**Goal:** Note each line that includes the word "page". Copy those lines.

**Listed entries:**
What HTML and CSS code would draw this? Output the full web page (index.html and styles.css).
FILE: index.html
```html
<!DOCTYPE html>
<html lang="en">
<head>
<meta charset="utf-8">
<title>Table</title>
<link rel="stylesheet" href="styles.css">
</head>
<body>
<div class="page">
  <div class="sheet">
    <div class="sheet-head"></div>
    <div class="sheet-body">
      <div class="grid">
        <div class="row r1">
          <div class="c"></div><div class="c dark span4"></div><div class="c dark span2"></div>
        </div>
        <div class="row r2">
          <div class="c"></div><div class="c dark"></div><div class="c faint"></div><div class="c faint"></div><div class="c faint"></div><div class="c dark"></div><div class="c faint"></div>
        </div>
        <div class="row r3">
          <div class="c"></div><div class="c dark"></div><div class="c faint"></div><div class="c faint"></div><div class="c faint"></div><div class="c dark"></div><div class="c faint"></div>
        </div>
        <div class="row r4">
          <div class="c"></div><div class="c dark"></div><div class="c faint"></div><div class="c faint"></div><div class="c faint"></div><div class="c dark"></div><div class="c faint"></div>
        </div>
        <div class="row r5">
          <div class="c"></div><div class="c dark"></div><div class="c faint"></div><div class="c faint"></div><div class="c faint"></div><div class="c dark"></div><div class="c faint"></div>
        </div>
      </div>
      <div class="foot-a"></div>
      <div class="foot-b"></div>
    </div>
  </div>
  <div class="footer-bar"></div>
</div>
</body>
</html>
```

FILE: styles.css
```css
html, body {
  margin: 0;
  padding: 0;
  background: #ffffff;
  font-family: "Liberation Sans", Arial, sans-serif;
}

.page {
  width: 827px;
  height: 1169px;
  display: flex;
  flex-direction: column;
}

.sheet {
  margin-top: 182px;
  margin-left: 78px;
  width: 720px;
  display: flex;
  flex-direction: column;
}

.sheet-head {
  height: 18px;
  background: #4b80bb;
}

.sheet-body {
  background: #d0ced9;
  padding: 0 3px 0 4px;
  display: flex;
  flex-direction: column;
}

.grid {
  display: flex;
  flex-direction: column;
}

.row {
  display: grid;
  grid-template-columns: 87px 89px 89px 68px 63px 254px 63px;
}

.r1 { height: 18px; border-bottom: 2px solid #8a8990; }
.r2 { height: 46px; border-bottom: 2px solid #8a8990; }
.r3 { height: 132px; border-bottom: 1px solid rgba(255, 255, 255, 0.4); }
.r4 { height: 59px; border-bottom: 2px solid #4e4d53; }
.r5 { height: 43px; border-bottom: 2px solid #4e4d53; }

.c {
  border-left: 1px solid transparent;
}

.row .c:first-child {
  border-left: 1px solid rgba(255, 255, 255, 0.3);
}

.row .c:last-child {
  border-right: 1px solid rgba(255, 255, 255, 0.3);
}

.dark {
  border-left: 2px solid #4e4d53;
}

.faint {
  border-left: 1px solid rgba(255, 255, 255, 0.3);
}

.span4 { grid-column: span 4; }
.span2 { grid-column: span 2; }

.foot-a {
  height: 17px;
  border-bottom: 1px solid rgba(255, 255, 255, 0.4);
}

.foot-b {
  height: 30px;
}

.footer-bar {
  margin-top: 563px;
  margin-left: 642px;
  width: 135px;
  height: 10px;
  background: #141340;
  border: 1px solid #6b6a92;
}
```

* * *

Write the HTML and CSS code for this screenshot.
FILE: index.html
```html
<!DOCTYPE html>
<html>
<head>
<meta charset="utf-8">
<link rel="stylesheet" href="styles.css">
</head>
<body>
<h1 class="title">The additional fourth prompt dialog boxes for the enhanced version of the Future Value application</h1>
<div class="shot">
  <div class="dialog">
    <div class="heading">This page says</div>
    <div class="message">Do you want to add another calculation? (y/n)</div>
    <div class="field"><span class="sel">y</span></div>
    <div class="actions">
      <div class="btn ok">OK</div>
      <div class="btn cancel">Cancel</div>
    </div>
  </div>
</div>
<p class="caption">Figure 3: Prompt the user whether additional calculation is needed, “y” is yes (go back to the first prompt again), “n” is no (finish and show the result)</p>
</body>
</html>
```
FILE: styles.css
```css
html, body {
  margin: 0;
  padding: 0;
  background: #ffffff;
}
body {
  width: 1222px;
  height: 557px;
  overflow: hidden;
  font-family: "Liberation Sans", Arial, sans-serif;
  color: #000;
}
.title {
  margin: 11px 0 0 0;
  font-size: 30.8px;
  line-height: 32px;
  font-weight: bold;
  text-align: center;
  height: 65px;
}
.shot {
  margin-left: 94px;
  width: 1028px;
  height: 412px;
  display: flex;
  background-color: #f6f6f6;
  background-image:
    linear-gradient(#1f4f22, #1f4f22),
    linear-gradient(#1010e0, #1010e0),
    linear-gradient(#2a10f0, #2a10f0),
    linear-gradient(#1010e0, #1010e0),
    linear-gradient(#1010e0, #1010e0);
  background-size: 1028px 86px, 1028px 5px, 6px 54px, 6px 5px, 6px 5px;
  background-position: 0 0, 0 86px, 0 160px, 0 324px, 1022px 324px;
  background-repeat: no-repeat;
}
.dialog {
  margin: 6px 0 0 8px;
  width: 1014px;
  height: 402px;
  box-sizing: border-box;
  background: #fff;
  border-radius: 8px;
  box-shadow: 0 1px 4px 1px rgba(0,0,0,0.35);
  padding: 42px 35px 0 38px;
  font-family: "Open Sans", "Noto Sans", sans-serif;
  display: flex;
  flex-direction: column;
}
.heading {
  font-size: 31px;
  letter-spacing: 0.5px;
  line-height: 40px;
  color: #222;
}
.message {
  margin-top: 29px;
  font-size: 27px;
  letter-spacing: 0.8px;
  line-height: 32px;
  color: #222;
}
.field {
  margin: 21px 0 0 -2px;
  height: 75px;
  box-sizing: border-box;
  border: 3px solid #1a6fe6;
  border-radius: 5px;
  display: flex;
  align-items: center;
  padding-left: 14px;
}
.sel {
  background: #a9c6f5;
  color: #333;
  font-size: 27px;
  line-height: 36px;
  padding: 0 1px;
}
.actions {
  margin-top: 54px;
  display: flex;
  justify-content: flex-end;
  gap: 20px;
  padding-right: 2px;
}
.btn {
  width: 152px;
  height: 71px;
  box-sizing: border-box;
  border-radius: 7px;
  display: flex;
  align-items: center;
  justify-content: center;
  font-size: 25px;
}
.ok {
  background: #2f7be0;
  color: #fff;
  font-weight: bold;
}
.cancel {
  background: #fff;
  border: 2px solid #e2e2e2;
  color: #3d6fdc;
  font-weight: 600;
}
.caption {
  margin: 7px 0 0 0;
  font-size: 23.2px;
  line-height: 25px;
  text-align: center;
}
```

**Completed task:**
What HTML and CSS code would draw this? Output the full web page (index.html and styles.css).
<div class="page">
.page {
    <div class="heading">This page says</div>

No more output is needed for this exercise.